En Indonésie, le royaume Srivijaya basé sur l’île de Sumatra était l’acteur maritime et commercial le plus influent, il était toutefois en concurrence avec les autres puissances commerciales basées sur l’île voisine de Java. La région a fourni des épices exotiques au monde musulman et européen. L'Inde, qui a toujours joué un rôle central dans le commerce afro-eurasien en tant que principal producteur de produits exotiques et d'épices, s'est également développée. Surtout dans le sud de l'Inde, le royaume de Chola commença à s'étendre de plus en plus jusqu'à atteindre Sumatra. C'était un royaume à la fois conquérant et commercial, établissant des usines et des réseaux commerciaux partout où il s'étendait. La dernière région, aussi importante que toutes les autres, est l’Afrique de l’Est. Cette région n'a pas encore connu l'apogée à son époque. Mais elle fournissait déjà de l'or, des esclaves et des animaux exotiques aux pays de l'océan Indien. Le réseau commercial le plus important partait des villes intérieures du Zimbabwe et s'étendait jusqu' à la ville côtière de Kilwa, à partir de laquelle la majeure partie de l'or africain était exporté.


Prolongements

Au moment où la Chine explore de "nouvelles routes de la soie", il peut être intéressant de comparer cette carte avec la carte d'aujourd'hui proposée par le site Diploweb :
http://www.diploweb.com/Carte-Chine-et-Eurasie-Quelles-ambitions-et-contraintes-pour-les-Routes-de-la-soie.html

Le Courrier International donne une version en haute résolution des nouvelles routes de la soie (voir aussi sa carte des nouvelles routes de la drogue) : http://www.courrierinternational.com/grand-format/cartographie-avec-les-nouvelles-routes-de-la-soie-la-chine-tisse-une-toile-mondiale

Wikipédia en donne une autres version qui permet d'avoir une lecture simplifiée  :
http://fr.wikipedia.org/wiki/Nouvelle_route_de_la_soie
 
Emmanuel Veron. Anciennes et nouvelles « routes de la soie » : pour une déconstruction d’une appellation. Pour l'auteur, le terme « Routes de la Soie » devrait être uniquement et essentiellement employé pour une analyse géopolitique des relations entre l’Occident et la Chine à partir du XIXe siècle et jusqu’à l’époque contemporaine. "En faire usage pour les périodes précédentes n’est qu’anachronisme de la compréhension des échanges et ne servirait qu’à contribuer à la célébrité d’une étude."
http://www.fdbda.org/2021/02/anciennes-et-nouvelles-routes-de-la-soie-pour-une-deconstruction-dune-appellation/

Mercator Institute for China Studies (Merics) fournit une très belle carte interactive des nouvelles routes de la soie (à compléter par la story map du site Kontinentalist ou celle du Financial Times)
http://www.merics.org/en/bri-tracker/interactive-map

Les routes commerciales au Moyen Age sont essentiellement des routes maritimes. Il peut être intéressant de les comparer avec les routes maritimes établies par la colonisation européenne au cours des XVIe-XVIIIe siècles. 

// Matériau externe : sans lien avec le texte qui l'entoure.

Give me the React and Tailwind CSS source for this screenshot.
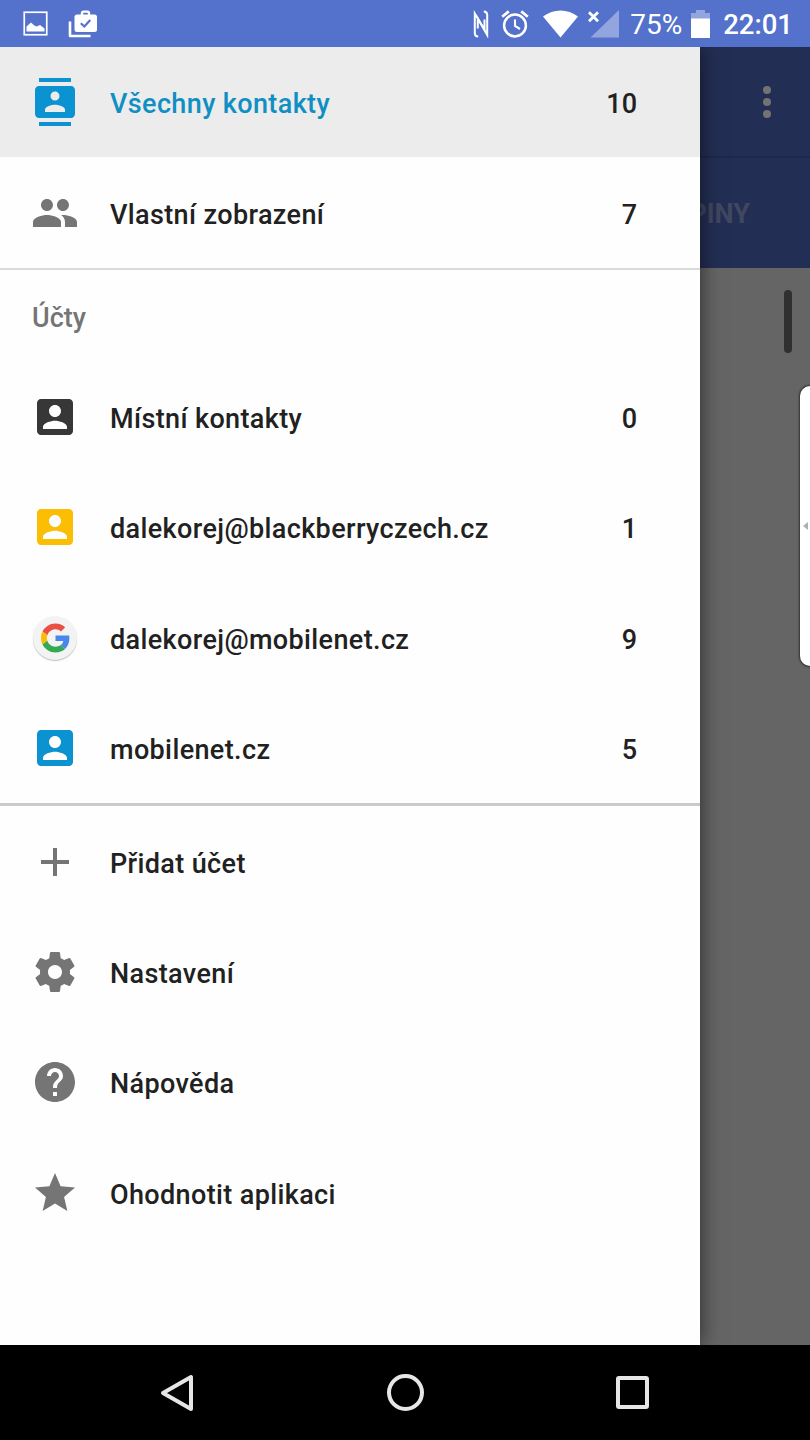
import { MdAdd, MdHelp, MdStar } from "react-icons/md";

// Material icons on a 24 unit grid
const ContactsIcon = () => (
  <svg className="w-12 h-12" viewBox="0 0 24 24" fill="currentColor">
    <path d="M20 0H4v2h16V0zM4 24h16v-2H4v2zM20 4H4c-1.1 0-2 .9-2 2v12c0 1.1.9 2 2 2h16c1.1 0 2-.9 2-2V6c0-1.1-.9-2-2-2zm-8 2.75c1.24 0 2.25 1.01 2.25 2.25s-1.01 2.25-2.25 2.25S9.75 10.24 9.75 9 10.76 6.75 12 6.75zM17 17H7v-1.1c0-1.67 3.33-2.5 5-2.5s5 .83 5 2.5V17z" />
  </svg>
);

const PeopleIcon = () => (
  <svg className="w-12 h-12" viewBox="0 0 24 24" fill="currentColor">
    <path d="M16 11c1.66 0 2.99-1.34 2.99-3S17.66 5 16 5c-1.66 0-3 1.34-3 3s1.34 3 3 3zm-8 0c1.66 0 2.99-1.34 2.99-3S9.66 5 8 5C6.34 5 5 6.34 5 8s1.34 3 3 3zm0 2c-2.33 0-7 1.17-7 3.5V19h14v-2.5c0-2.33-4.67-3.5-7-3.5zm8 0c-.29 0-.62.02-.97.05 1.16.84 1.97 1.97 1.97 3.45V19h6v-2.5c0-2.33-4.67-3.5-7-3.5z" />
  </svg>
);

const AccountIcon = () => (
  <svg className="w-12 h-12" viewBox="0 0 24 24" fill="currentColor">
    <path d="M3 5v14c0 1.1.9 2 2 2h14c1.1 0 2-.9 2-2V5c0-1.1-.9-2-2-2H5c-1.1 0-2 .9-2 2zm12 4c0 1.66-1.34 3-3 3s-3-1.34-3-3 1.34-3 3-3 3 1.34 3 3zm-9 8c0-2 4-3.1 6-3.1s6 1.1 6 3.1v1H6v-1z" />
  </svg>
);

const SettingsIcon = () => (
  <svg className="w-12 h-12" viewBox="0 0 24 24" fill="currentColor">
    <path d="M19.43 12.98c.04-.32.07-.64.07-.98s-.03-.66-.07-.98l2.11-1.65c.19-.15.24-.42.12-.64l-2-3.46c-.12-.22-.39-.3-.61-.22l-2.49 1c-.52-.4-1.08-.73-1.69-.98l-.38-2.65C14.46 2.18 14.25 2 14 2h-4c-.25 0-.46.18-.49.42l-.38 2.65c-.61.25-1.17.59-1.69.98l-2.49-1c-.23-.09-.49 0-.61.22l-2 3.46c-.13.22-.07.49.12.64l2.11 1.65c-.04.32-.07.65-.07.98s.03.66.07.98l-2.11 1.65c-.19.15-.24.42-.12.64l2 3.46c.12.22.39.3.61.22l2.49-1c.52.4 1.08.73 1.69.98l.38 2.65c.03.24.24.42.49.42h4c.25 0 .46-.18.49-.42l.38-2.65c.61-.25 1.17-.59 1.69-.98l2.49 1c.23.09.49 0 .61-.22l2-3.46c.12-.22.07-.49-.12-.64l-2.11-1.65zM12 15.5c-1.93 0-3.5-1.57-3.5-3.5s1.57-3.5 3.5-3.5 3.5 1.57 3.5 3.5-1.57 3.5-3.5 3.5z" />
  </svg>
);

const GoogleIcon = () => (
  <div className="w-11 h-11 rounded-full bg-[#f3f3f3] shadow-[0_1px_1px_rgba(0,0,0,0.25)] flex items-center justify-center">
    <svg className="w-[29px] h-[30px]" viewBox="0 0 48 48">
      <path fill="#e94f42" d="M24 9.5c3.54 0 6.71 1.22 9.21 3.6l6.85-6.85C35.9 2.38 30.47 0 24 0 14.62 0 6.51 5.38 2.56 13.22l7.98 6.19C12.43 13.72 17.74 9.5 24 9.5z" />
      <path fill="#4a87ea" d="M46.98 24.55c0-1.57-.15-3.09-.38-4.55H24v9.02h12.94c-.58 2.96-2.26 5.48-4.78 7.18l7.73 6c4.51-4.18 7.09-10.36 7.09-17.65z" />
      <path fill="#fbbc05" d="M10.53 28.59c-.48-1.45-.76-2.99-.76-4.59s.27-3.14.76-4.59l-7.98-6.19C.92 16.46 0 20.12 0 24c0 3.88.92 7.54 2.56 10.78l7.97-6.19z" />
      <path fill="#34a853" d="M24 48c6.48 0 11.93-2.13 15.89-5.81l-7.73-6c-2.15 1.45-4.92 2.3-8.16 2.3-6.26 0-11.57-4.22-13.47-9.91l-7.98 6.19C6.51 42.62 14.62 48 24 48z" />
    </svg>
  </div>
);

// Status Bar Component
const StatusBar = () => {
  return (
    <header className="h-[47px] shrink-0 bg-[#5472cb] text-white flex items-center justify-between pl-[23px] pr-[17px]">
      <div className="flex items-center">
        <svg className="w-[25px] h-[25px]" viewBox="0 0 25 25">
          <rect x="1.250" y="1.250" width="22.500" height="22.500" fill="none" stroke="white" strokeWidth="1.700" />
          <path fill="white" d="M3.500 20.500v-5l4.500-4 3 2.700 2.500 1.300 3.500-1.500 4.500 3.500v3z" />
        </svg>
        <svg className="w-[29px] h-[28px] ml-5" viewBox="0 0 29 28">
          <path fill="none" stroke="white" strokeWidth="2.600" strokeLinejoin="round" d="M2 11.500V26h20.500" />
          <path fill="none" stroke="white" strokeWidth="2.400" d="M14 5V3.200Q14 1.600 15.500 1.600h4Q21 1.600 21 3.200V5" />
          <rect x="6.500" y="4.500" width="22.500" height="17.500" rx="2.500" fill="white" />
          <path fill="none" stroke="#5472cb" strokeWidth="2.200" d="M12.800 13.200l3.500 3.300 6-6.500" />
        </svg>
      </div>
      <div className="flex items-center">
        <svg className="w-4 h-7" viewBox="0 0 16 28" fill="none" stroke="white" strokeWidth="2">
          <path d="M5.200 26.500Q1.800 26.500 1.800 23V3.500L11.500 19.500V9.500" />
          <path d="M10.800 1.500Q14.200 1.500 14.200 5v20L4.800 8.500v10" />
        </svg>
        <svg className="w-7 h-7 ml-3" viewBox="0 0 28 28" fill="none" stroke="white">
          <circle cx="14" cy="15.500" r="10.900" strokeWidth="2.500" />
          <path strokeWidth="2.700" d="M1.200 6.800L7.800 1.400M26.800 6.800L20.200 1.400" />
          <path strokeWidth="2.100" d="M14 9.500v6.500l5 3" />
        </svg>
        <svg className="w-[35px] h-[28px] ml-[14px]" viewBox="0 0 35 28">
          <path fill="white" d="M0 6.500Q8 .5 17.500 .5T35 6.500L17.500 27.500z" />
        </svg>
        <svg className="w-8 h-[28px] ml-[10px]" viewBox="0 0 32 28">
          <path fill="#93a5de" d="M31 0v27.500H2.500z" />
          <path stroke="white" strokeWidth="2.800" d="M1 2.200l9 9M10 2.200l-9 9" />
        </svg>
        <span className="ml-[10px] w-[52px] text-[28px] leading-none pt-[3px]">75%</span>
        <svg className="w-[19px] h-7 ml-[9px]" viewBox="0 0 19 28">
          <path fill="#93a5de" d="M5 0h9v3h5v6H0V3h5z" />
          <path fill="white" d="M0 8.500h19V28H0z" />
        </svg>
        <span className="ml-[13px] text-[27.500px] font-medium leading-none pt-[3px]">22:01</span>
      </div>
    </header>
  );
};

// Drawer Item Component
const DrawerItem = ({ icon, iconColor, label, count, active }) => {
  return (
    <li
      className={`h-[110.400px] flex items-center pr-[63px] font-medium ${
        active ? "bg-[#ececec]" : ""
      }`}
    >
      <span className={`w-[110px] flex justify-center ${iconColor}`}>{icon}</span>
      <span className={`grow pt-1 tracking-[0.370px] ${active ? "text-[#108fc3]" : ""}`}>{label}</span>
      <span className="pt-1">{count}</span>
    </li>
  );
};

const views = [
  { icon: <ContactsIcon />, iconColor: "text-[#0a93d0]", label: "Všechny kontakty", count: 10, active: true },
  { icon: <PeopleIcon />, iconColor: "text-[#757575]", label: "Vlastní zobrazení", count: 7 },
];

const accounts = [
  { icon: <AccountIcon />, iconColor: "text-[#373737]", label: "Místní kontakty", count: 0 },
  { icon: <AccountIcon />, iconColor: "text-[#fcbd05]", label: "dalekorej@blackberryczech.cz", count: 1 },
  { icon: <GoogleIcon />, iconColor: "", label: "dalekorej@mobilenet.cz", count: 9 },
  { icon: <AccountIcon />, iconColor: "text-[#0a93d0]", label: "mobilenet.cz", count: 5 },
];

const actions = [
  { icon: <MdAdd size={48} />, iconColor: "text-[#757575]", label: "Přidat účet" },
  { icon: <SettingsIcon />, iconColor: "text-[#757575]", label: "Nastavení" },
  { icon: <MdHelp size={48} />, iconColor: "text-[#757575]", label: "Nápověda" },
  { icon: <MdStar size={48} />, iconColor: "text-[#757575]", label: "Ohodnotit aplikaci" },
];

// Navigation Drawer Component
const Drawer = () => {
  return (
    <nav className="w-[700px] shrink-0 z-10 bg-[#fefefe] text-[#212121] text-[27px] leading-8 shadow-[0_0_20px_rgba(0,0,0,0.6)]">
      <ul className="border-b-2 border-[#dadada]">
        {views.map((item) => (
          <DrawerItem key={item.label} {...item} />
        ))}
      </ul>
      <h2 className="h-[92px] flex items-center pl-8 pt-1 font-medium text-[#757575]">Účty</h2>
      <ul className="border-b-3 border-[#cacaca]">
        {accounts.map((item) => (
          <DrawerItem key={item.label} {...item} />
        ))}
      </ul>
      <ul>
        {actions.map((item) => (
          <DrawerItem key={item.label} {...item} />
        ))}
      </ul>
    </nav>
  );
};

// Dimmed contact list left visible beside the drawer
const DimmedPage = () => {
  return (
    <div className="grow min-w-0 flex flex-col bg-[#656565] overflow-hidden">
      <div className="h-[111px] bg-[#232e54] border-b-2 border-[#1e2849] flex flex-col items-end justify-center gap-1 pr-[39px] pt-px">
        <span className="w-2 h-2 rounded-full bg-[#737373]" />
        <span className="w-2 h-2 rounded-full bg-[#737373]" />
        <span className="w-2 h-2 rounded-full bg-[#737373]" />
      </div>
      <div className="h-[110px] bg-[#232e54] flex items-center justify-end pr-[60px] pt-[3px] text-[27px] font-bold text-[#40475f]">
        SKUPINY
      </div>
      <div className="flex justify-end pr-[18px] pt-[22px]">
        <span className="w-2 h-[63px] rounded-full bg-[#303030]" />
      </div>
    </div>
  );
};

const EdgeHandle = () => {
  return (
    <div className="absolute z-20 right-0 top-[386px] w-[10px] h-[280px] rounded-l-[10px] bg-white shadow-[0_0_2px_1px_rgba(0,0,0,0.5)] flex items-center justify-center">
      <svg className="w-[5px] h-2" viewBox="0 0 5 8">
        <path fill="#b0b0b0" d="M5 0v8L0 4z" />
      </svg>
    </div>
  );
};

// Android Navigation Bar Component
const NavigationBar = () => {
  return (
    <footer className="h-[95px] shrink-0 z-20 bg-black flex items-center justify-between pl-[159px] pr-[161px]">
      <svg className="w-[35px] h-[38px]" viewBox="-1 0 35 38">
        <path fill="none" stroke="#e6e6e6" strokeWidth="4" strokeLinejoin="round" d="M31 3v32L3 19z" />
      </svg>
      <span className="w-[37px] h-[37px] rounded-full border-4 border-[#e6e6e6]" />
      <span className="w-[33px] h-[33px] rounded-[3px] border-4 border-[#e6e6e6]" />
    </footer>
  );
};

const App = () => {
  return (
    <div className="relative w-[810px] h-[1440px] flex flex-col overflow-hidden bg-black font-['Roboto',sans-serif]">
      <StatusBar />
      <main className="grow min-h-0 flex overflow-hidden">
        <Drawer />
        <DimmedPage />
      </main>
      <NavigationBar />
      <EdgeHandle />
    </div>
  );
};

export default App;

Par comparaison, voici à quoi ressemblaient les flux de trafic maritime entre 1750 et 1850, tel qu'ils ont pu être reconstitués à partir des livres de bord des navires (source : CLIWOC). Il est possible d'accéder aux données par année et par navire. Si l'on croise cette carte avec celle du trafic actuel (Marine Traffic), il est possible de conduire des comparaisons intéressantes. Au milieu du XIXe siècle, le trafic se concentre essentiellement dans l'océan Atlantique et dans l'océan Indien. Avant l'ouverture du canal de Suez, la route de l'Orient passe par le sud-ouest de l'océan Indien. A partir du XXe siècle, on assiste à un basculement au profit du nord de l'océan Indien et les flux s'étendent jusqu'au Pacifique, particulièrement sur la façade orientale de l'Asie.

Le trafic maritime entre 1750 et 1850 (source : CLIWOC)


Des planisphères montrant les routes maritimes sillonnées par les flottes anglaises, espagnoles et hollandaises au cours du XVIIIe siècle sont téléchargeables sur le site Spatial Analysis

Le déplacement du centre de gravité économique du monde de l'Asie vers l'Europe a commencé à s'inverser à partir des années 1990-2000 avec la montée en puissance de la Chine et des pays de la façade Asie-Pacifique.